God wants this from a stray. The lost have been found if they give love to God in return for His love to them. We are God’s by creation, but He wants us to voluntarily choose to be His by love. We are not found until we love God.
His love is rightly described as the relentless hound of Heaven. Nothing can distract Him from the trail. He knows full well how bad our sins are, but is undeterred anyway. Our earthbound minds may understand His loving sinners who repent, the 99 as it were. But what totally baffles us is His pursuit of the wayward, the ones with backs toward Him, running away at breakneck speed.
Though many are running into the deepest darkest swamp of sin, making themselves the off-scourings of society, Jesus pursues them. Not because they deserve it, but because they need it.
What does this astounding truth mean for you and me? One, we should be reveling in His love for us every nanosecond of life. Join me in my quest to enjoy His love more. Two, we are to follow His example. Seek the wanderers. The worst. The best. Lost is lost, whether done in anger or carelessness.
Many go astray belligerently; many others roam haphazardly, thinking they see greener pastures afar off. They meander like a sheep going from one clump of grass to another, headed nowhere in particular, just aimlessly moving through fields, no direction in life, no aim, no goal. They simply go where the grass seems greenest, and walking feels least resistant. By degrees they wander farther and farther away. They finally have no idea on how to get back. In fact, the resulting lostness can be so profound that the lost one has no clue it is lost.
This is where you and I enter the picture. If a lost stray is not told where it is, where it is going, and where the fold is, it will always go wrong. There is no self-correct button in this parade. It is impossible to figure out God’s way without God’s explanation, which we alone carry. We are His ambassadors.
Left to their own wandering, people inevitably and tragically roam farther and farther away from the right and pure. The distance between wanderers and God, if left to the strays, always widens. If God weren’t pursuing the lost through us, the chasm would be insurmountable. Therefore, we must seek them.
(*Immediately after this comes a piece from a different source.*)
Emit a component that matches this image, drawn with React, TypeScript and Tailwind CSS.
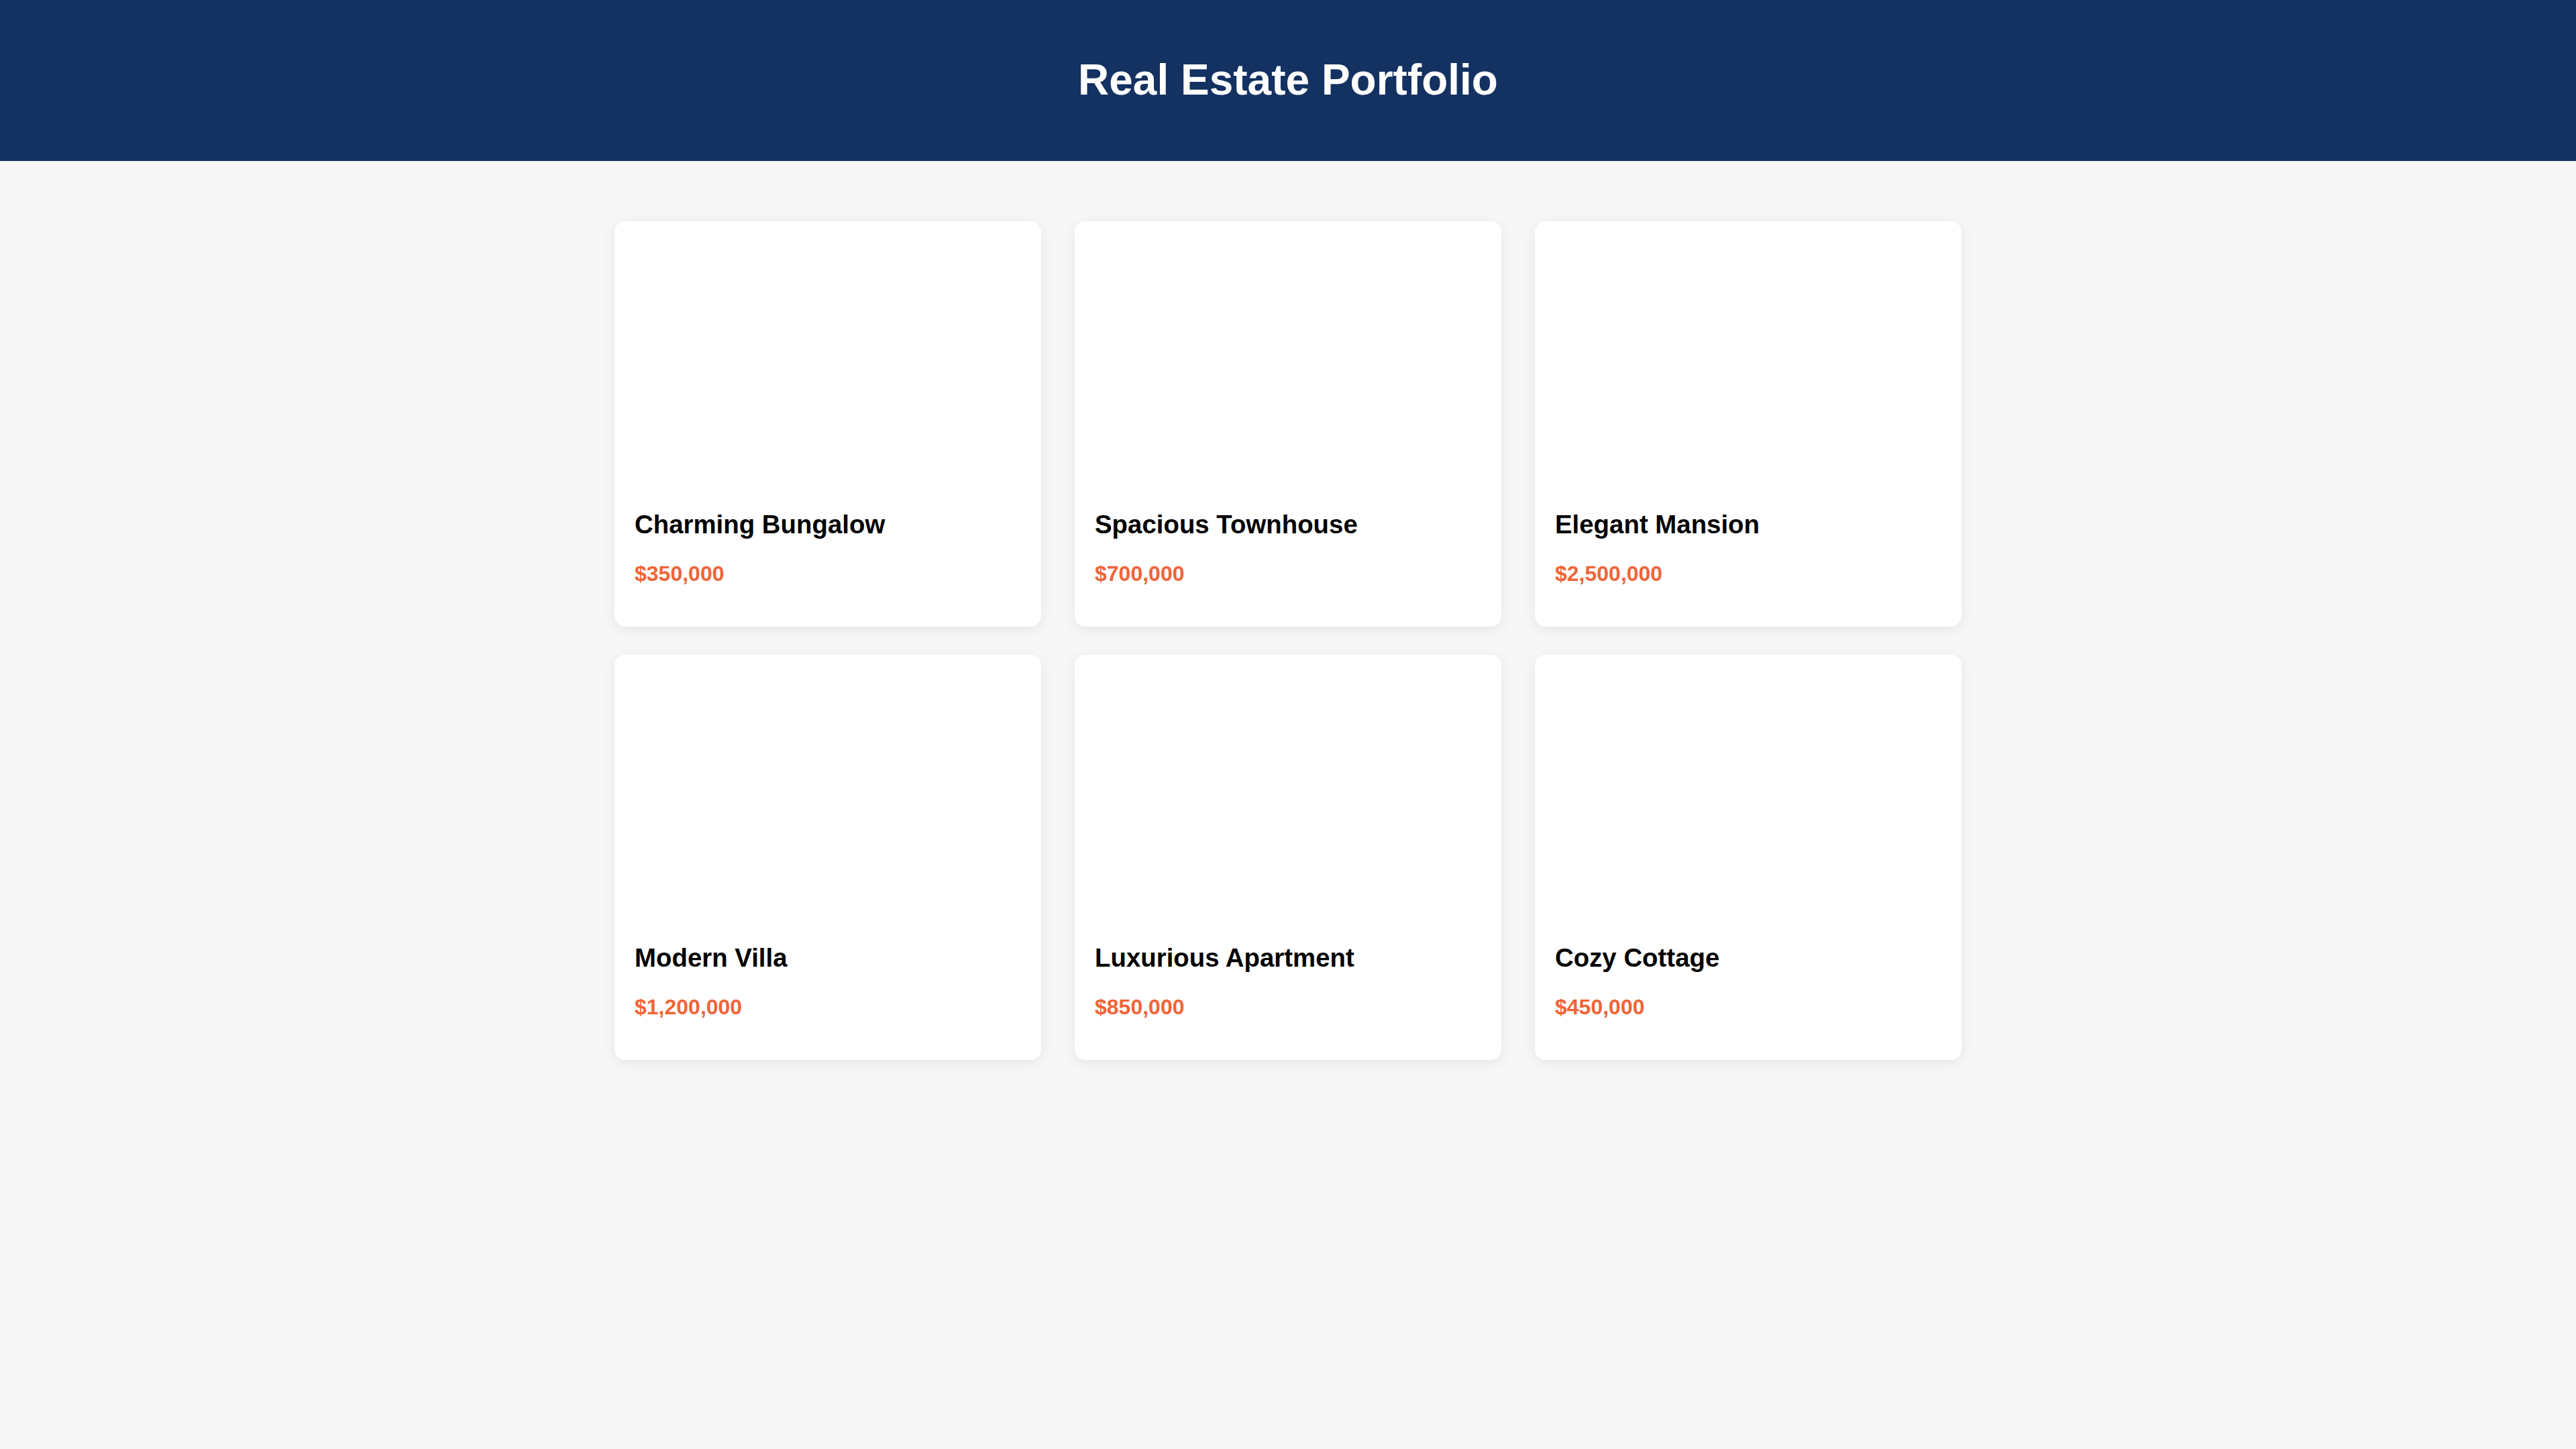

Matt. 18:13b “I assure you: He rejoices over that sheep more than over the 99 that did not go astray.”

Jesus aimed this in-your-face retort at the Twelve. Their arguing over who was the greatest obviously proved they would have viewed themselves as members of the 99. Their chief interest was to be the top sheep, not to find the one stray. As long as the disciples thought this way, they would never care for the one who was lost, or do anything to help find it. The same holds true for us.
Don’t misunderstand. Jesus loves the 99 as much as He does the one. They have food, shelter, protection, and security in the fold. Their safety does not sound an alarm which, when corrected, leads to a sudden explosion of joy.
Money missing from our wallet prompts more response from us than money in it. Its lostness is what causes it to demand more of our attention.
It is normal to express heightened joy when an unexpected good happens. It’s a surprise!! The party is in the discovery, not in one being more valuable than the 99. Each of the 99 is precious to Jesus, and was at sometime the one.
Sadly, often a member of the safe 99 becomes the lost one, not in the sense of losing their salvation, but in the sense of straying far afield from the center of God’s will. The Holy Spirit’s love reaches to not only unbelievers, but also backsliders, believers who are living contrary to their profession.
One of our own can stray. We are all potential wanderers. “Prone to wander. Lord, I feel it. Prone to leave the God I love.” It could be us next time. I would want someone to come find me. I will do the same for another.
Whether from the red light district, or a respected church leader, if we don’t seek them and find them, they will become more hardened and more lost. “My brothers, if any among you strays from the truth, and someone turns him back, he should know that whoever turns a sinner from the error of his way will save his life from death and cover a multitude of sins” (James 5:19-20).

Matt 18:14 “In the same way, it is not the will of your Father in heaven
that one of these little ones perish.”

If the wanderer does not return, the loser is God. This parable of the lost sheep unveiled for us God’s innermost heart. It revealed what matters most to God. No human could have ever dared to dream or imagine a love like this. Only the religion of the cross has ever been caring or daring enough to show more concern about the wanderer than about the secure.
God wants no one to perish. He chases strays to the end. May He cause us, His found ones, to do the same. The missionary C. T. Studd wrote,
Some wish to live within the sound of church or chapel bell;
I want to run a Rescue shop within a yard of Hell.